Otro de los grandes amigos tanto de Domingo como de san Francisco de Asís, fue el cardenal Hugolino, el futuro papa Gregorio IX. Trabajaron juntos en algunos proyectos de evangelización. Nos cuenta el beato Jordán que “al enterarse de la muerte del Maestro Domingo, a quien había tratado familiarmente y amado con grandísimo afecto, conocedor de su virtud y santidad, se presentó y quiso celebrar él mismo el oficio de la sepultura”. Algunos años después, siendo ya papa, reprende a los frailes por no haber trasladado los restos de Domingo a una sepultura más digna de su santidad”. Gregorio IX veló en todo momento como un padre por su Orden. Siempre estuvo al lado de los frailes y de las monjas; su intervención siempre oportuna les sacó de muchos apuros. Él mismo ordenó comenzar el proceso de canonización y fue también él quien le canonizó en el año 1234. En la bula de canonización distingue a Domingo con el título de “patriarca”.
El testimonio de la beata Cecilia Romana pone de relieve el carácter afable de Domingo, que le hacía cercano y accesible a todos, haciendo brotar fácilmente la amistad a su alrededor: “De su frente y de las cejas salía cierto resplandor, que seducía a todos y los arrastraba a su amor y reverencia. Siempre estaba con el semblante alegre y risueño, a no ser cuando se encontraba afectado por la compasión de alguna pena del prójimo”. Ella nos cuenta también que a su regreso de España, en 1219, les trajo, como regalo, a cada una de las monjas del monasterio de Santa María in tempulo una cuchara de madera de ciprés.

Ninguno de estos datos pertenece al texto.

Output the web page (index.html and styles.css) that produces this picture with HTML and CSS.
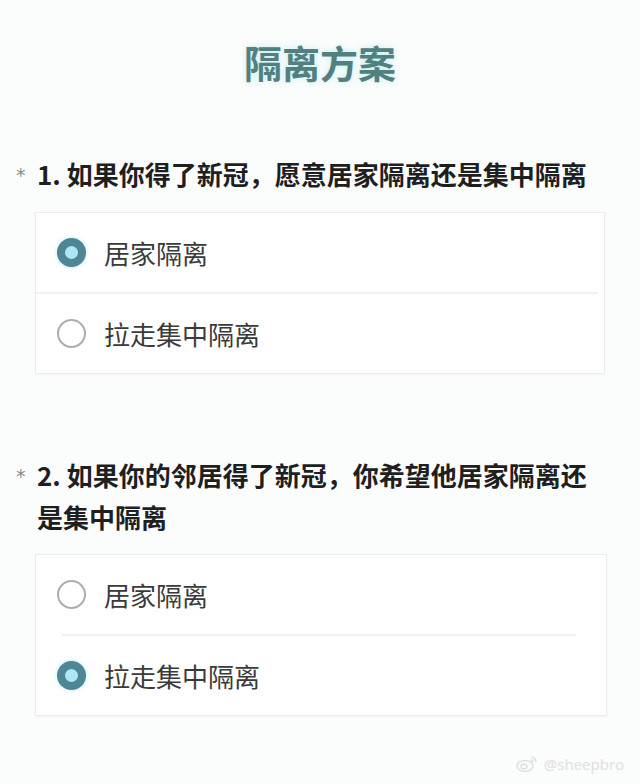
FILE: index.html
```html
<!DOCTYPE html>
<html lang="zh-CN">
<head>
<meta charset="utf-8">
<title>隔离方案</title>
<link rel="stylesheet" href="styles.css">
</head>
<body>
<main class="page">
  <h1 class="title">隔离方案</h1>

  <section class="question q1">
    <div class="q-head">
      <span class="req">*</span>
      <h2 class="q-text">1. 如果你得了新冠，愿意居家隔离还是集中隔离</h2>
    </div>
    <div class="card card-a">
      <label class="option">
        <span class="radio checked"></span>
        <span class="opt-text">居家隔离</span>
      </label>
      <div class="divider divider-full"></div>
      <label class="option">
        <span class="radio"></span>
        <span class="opt-text">拉走集中隔离</span>
      </label>
    </div>
  </section>

  <section class="question q2">
    <div class="q-head">
      <span class="req">*</span>
      <h2 class="q-text">2. 如果你的邻居得了新冠，你希望他居家隔离还是集中隔离</h2>
    </div>
    <div class="card card-b">
      <label class="option">
        <span class="radio"></span>
        <span class="opt-text">居家隔离</span>
      </label>
      <div class="divider divider-inset"></div>
      <label class="option">
        <span class="radio checked"></span>
        <span class="opt-text">拉走集中隔离</span>
      </label>
    </div>
  </section>

  <footer class="watermark">
    <svg class="wb-logo" width="22" height="18" viewBox="0 0 22 18" aria-hidden="true">
      <ellipse cx="9" cy="11" rx="8" ry="5.5" fill="none" stroke="#dedede" stroke-width="1.6"/>
      <ellipse cx="8" cy="11.5" rx="3" ry="2.2" fill="none" stroke="#dedede" stroke-width="1.4"/>
      <path d="M15 2 a5 5 0 0 1 5 5" fill="none" stroke="#dedede" stroke-width="1.6"/>
      <path d="M15 5 a2 2 0 0 1 2 2" fill="none" stroke="#dedede" stroke-width="1.4"/>
    </svg>
    <span class="wb-name">@sheepbro</span>
  </footer>
</main>
</body>
</html>
```
FILE: styles.css
```css
html, body {
  margin: 0;
  padding: 0;
  background: #fbfcfc;
}

body {
  font-family: "Noto Sans CJK SC", "Noto Sans", sans-serif;
  color: #222;
}

.page {
  width: 640px;
  height: 784px;
  box-sizing: border-box;
  padding-top: 38px;
  display: flex;
  flex-direction: column;
  position: relative;
  overflow: hidden;
}

.title {
  margin: 0;
  text-align: center;
  font-size: 38px;
  line-height: 48px;
  font-weight: 700;
  color: #52807f;
  text-shadow: 0 0 6px rgba(150, 225, 230, 0.55);
}

.question {
  display: flex;
  flex-direction: column;
}

.q1 {
  margin-top: 67px;
}

.q2 {
  margin-top: 80px;
}

.q-head {
  display: flex;
  align-items: flex-start;
  padding-left: 16px;
  padding-right: 38px;
}

.req {
  width: 21px;
  flex: none;
  font-size: 19px;
  line-height: 42px;
  color: #8c8c8c;
  font-family: "DejaVu Sans", sans-serif;
  transform: translateY(1px);
}

.q-text {
  margin: 0;
  font-size: 26px;
  line-height: 42px;
  font-weight: 700;
  color: #1f1f1f;
}

.card {
  margin: 17px 35px 0 35px;
  background: #ffffff;
  border: 1px solid #ececec;
  box-shadow: 0 1px 3px rgba(0, 0, 0, 0.04);
  display: flex;
  flex-direction: column;
}

.card-b {
  margin-top: 16px;
  margin-right: 33px;
}

.option {
  height: 79px;
  display: flex;
  align-items: center;
  padding-left: 21px;
  gap: 18px;
}

.radio {
  width: 29px;
  height: 29px;
  box-sizing: border-box;
  border-radius: 50%;
  border: 2px solid #adadad;
  background: #fff;
  flex: none;
}

.radio.checked {
  border: 8px solid #4e8696;
  background: #aee6f3;
  box-shadow: 0 0 4px rgba(120, 210, 230, 0.5);
}

.opt-text {
  font-size: 26px;
  line-height: 36px;
  font-weight: 400;
  color: #3a3a3a;
}

.divider {
  height: 2px;
  background: #f0f0f0;
}

.divider-full {
  margin: 0 6px 0 0;
}

.divider-inset {
  margin: 0 30px 0 26px;
}

.watermark {
  position: absolute;
  right: 16px;
  bottom: 10px;
  display: flex;
  align-items: center;
  gap: 6px;
}

.wb-name {
  font-size: 15px;
  color: #e0e0e0;
  font-family: "Noto Sans", sans-serif;
}
```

Otra mujer con la que Domingo mantuvo una relación de amistad fue Diana de Andaló. Dice la crónica que cuando en 1219 Domingo llegó de París a Bolonia, “Diana comenzó a amarle con todo su corazón y a conversar con él sobre cosas referentes a la salvación”. Diana le pidió a Domingo que la recibiera entre sus hijas; hizo profesión entre sus manos, pero siguió viviendo en casa de sus padres. En el lecho de muerte Domingo recomienda a Diana y el futuro monasterio de monjas, al que no había renunciado a pesar de los numerosos obstáculos que había encontrado para su fundación.

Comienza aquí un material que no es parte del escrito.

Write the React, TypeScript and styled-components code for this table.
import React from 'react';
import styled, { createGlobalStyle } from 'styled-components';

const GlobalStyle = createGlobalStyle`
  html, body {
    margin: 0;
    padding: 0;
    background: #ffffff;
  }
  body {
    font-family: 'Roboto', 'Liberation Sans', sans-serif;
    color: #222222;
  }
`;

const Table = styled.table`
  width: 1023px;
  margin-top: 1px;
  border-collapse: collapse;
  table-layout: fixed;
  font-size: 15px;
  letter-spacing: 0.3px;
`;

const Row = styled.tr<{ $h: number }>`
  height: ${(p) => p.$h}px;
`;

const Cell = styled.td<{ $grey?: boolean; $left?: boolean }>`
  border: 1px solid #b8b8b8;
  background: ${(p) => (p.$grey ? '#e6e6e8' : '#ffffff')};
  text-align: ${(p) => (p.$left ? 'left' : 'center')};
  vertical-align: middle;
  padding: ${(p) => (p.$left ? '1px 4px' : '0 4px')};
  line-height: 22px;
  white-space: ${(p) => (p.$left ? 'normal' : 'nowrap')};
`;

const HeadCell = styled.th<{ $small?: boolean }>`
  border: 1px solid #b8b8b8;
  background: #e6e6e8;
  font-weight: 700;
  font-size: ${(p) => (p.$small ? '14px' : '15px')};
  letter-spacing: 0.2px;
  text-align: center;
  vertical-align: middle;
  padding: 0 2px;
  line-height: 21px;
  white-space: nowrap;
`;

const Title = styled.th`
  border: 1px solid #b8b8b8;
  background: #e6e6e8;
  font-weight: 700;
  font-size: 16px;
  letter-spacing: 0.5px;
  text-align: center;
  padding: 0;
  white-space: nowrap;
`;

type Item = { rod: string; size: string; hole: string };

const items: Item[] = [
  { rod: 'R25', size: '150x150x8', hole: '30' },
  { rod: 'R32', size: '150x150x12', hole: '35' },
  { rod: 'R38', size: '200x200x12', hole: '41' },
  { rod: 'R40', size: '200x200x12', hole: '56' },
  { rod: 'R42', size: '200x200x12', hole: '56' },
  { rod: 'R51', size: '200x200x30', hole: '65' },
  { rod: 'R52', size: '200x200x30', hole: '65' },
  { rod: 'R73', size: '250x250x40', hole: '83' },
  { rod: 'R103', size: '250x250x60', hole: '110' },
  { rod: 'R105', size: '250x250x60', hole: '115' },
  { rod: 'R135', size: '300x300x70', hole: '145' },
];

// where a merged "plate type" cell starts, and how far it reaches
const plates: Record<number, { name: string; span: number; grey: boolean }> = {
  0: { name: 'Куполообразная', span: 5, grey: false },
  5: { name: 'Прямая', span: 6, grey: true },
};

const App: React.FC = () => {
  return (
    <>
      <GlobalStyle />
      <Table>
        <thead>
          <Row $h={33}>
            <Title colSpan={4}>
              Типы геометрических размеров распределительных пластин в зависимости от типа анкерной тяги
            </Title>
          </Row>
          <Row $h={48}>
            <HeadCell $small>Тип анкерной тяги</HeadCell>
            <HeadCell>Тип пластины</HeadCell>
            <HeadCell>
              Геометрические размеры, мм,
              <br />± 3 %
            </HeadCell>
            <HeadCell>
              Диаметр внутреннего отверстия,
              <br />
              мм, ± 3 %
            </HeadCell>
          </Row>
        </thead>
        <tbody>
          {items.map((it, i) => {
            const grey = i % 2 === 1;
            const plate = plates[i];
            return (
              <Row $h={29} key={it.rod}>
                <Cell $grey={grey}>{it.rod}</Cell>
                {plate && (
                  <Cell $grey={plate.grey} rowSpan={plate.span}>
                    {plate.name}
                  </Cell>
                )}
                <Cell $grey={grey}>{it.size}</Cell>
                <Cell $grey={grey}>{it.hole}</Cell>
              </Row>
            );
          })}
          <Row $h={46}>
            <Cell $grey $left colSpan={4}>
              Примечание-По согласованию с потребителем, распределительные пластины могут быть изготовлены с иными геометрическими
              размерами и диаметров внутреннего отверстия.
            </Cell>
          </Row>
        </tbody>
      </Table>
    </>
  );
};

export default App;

De esta gran capacidad de Domingo para la amistad da testimonio el beato Jordán cuando, al describir su fisonomía espiritual, nos dice que con la alegría, que siempre brillaba en su rostro, fiel testimonio de su buena conciencia, “se atraía fácilmente el afecto de todos; cuantos le miraban quedaban de él prendados. Dondequiera se hallase, fuese de viaje con sus compañeros, en las casa con los hospederos y sus familiares, entre los magnates, los príncipes y los prelados, siempre tenía palabras de edificación y abundaba en ejemplos, con los cuales inclinaba los ánimos de los oyentes al amor de Cristo y al desprecio del mundo. En todas partes, sus palabras y sus obras revelaban al hombre evangélico”. Y añade: “Durante el día, nadie más accesible y afable que él en su trato con los frailes y acompañantes. Por la noche, nadie tan asiduo a las vigilias y a la oración…Dedicaba el día a los prójimos; la noche a Dios… Todos los hombres cabían en la inmensa caridad de su corazón, y, y amándolos a todos, de todos era amado. Consideraba ser un deber suyo alegrarse con los que se alegran y llorar con los que lloran, y, llevado de su piedad, se dedicaba al cuidado de los pobres y desgraciados. Otra cosa le hacía también amabilísimo a todos: que, procediendo siempre por la vía de la sencillez, ni en sus palabras ni en sus obras se observaba el menor vestigio de ficción o de doblez”.
Su afabilidad, humildad y paciencia hizo brotar fácilmente la amistad a su alrededor. Su vida confirma la intuición de los filósofos greco-romanos, es decir, que sólo la virtud conduce a una amistad verdadera.